╭──

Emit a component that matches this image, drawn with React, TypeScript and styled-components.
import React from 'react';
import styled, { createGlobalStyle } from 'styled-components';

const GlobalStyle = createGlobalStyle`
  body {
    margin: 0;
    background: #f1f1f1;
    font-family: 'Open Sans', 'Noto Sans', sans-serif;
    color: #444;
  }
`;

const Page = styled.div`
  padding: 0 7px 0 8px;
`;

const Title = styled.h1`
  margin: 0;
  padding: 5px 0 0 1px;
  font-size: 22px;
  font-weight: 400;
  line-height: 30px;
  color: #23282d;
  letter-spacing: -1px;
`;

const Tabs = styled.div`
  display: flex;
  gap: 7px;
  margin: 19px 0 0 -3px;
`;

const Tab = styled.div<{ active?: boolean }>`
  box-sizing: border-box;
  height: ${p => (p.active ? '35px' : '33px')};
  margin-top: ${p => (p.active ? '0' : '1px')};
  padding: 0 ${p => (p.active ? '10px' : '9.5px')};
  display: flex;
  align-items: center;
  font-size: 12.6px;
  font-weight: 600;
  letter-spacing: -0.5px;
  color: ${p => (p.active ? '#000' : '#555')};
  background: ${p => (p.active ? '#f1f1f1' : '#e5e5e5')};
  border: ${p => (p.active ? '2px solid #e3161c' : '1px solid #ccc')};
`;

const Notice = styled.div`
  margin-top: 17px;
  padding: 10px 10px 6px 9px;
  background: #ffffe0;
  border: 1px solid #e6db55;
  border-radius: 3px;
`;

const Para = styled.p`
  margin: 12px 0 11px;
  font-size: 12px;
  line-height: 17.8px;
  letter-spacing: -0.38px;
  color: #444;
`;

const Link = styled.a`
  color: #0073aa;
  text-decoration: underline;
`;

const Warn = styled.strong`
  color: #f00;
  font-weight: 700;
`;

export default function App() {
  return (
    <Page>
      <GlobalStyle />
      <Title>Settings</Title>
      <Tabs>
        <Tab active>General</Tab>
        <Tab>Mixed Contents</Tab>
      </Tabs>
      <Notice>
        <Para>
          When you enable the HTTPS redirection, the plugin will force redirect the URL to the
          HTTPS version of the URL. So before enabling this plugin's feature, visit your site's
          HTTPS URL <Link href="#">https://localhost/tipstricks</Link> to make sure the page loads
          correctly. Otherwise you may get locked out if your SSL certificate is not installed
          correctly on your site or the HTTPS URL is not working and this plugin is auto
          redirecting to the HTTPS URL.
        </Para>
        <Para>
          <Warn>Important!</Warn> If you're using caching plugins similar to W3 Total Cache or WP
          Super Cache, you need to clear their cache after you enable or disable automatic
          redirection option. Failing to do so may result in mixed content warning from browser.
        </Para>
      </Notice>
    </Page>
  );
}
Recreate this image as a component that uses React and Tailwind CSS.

╰──

## Goal of the exercise
Scan the material and collect every line that contains "components".

## Solution to this exercise
Emit a component that matches this image, drawn with React, TypeScript and styled-components.
import styled, { createGlobalStyle } from 'styled-components';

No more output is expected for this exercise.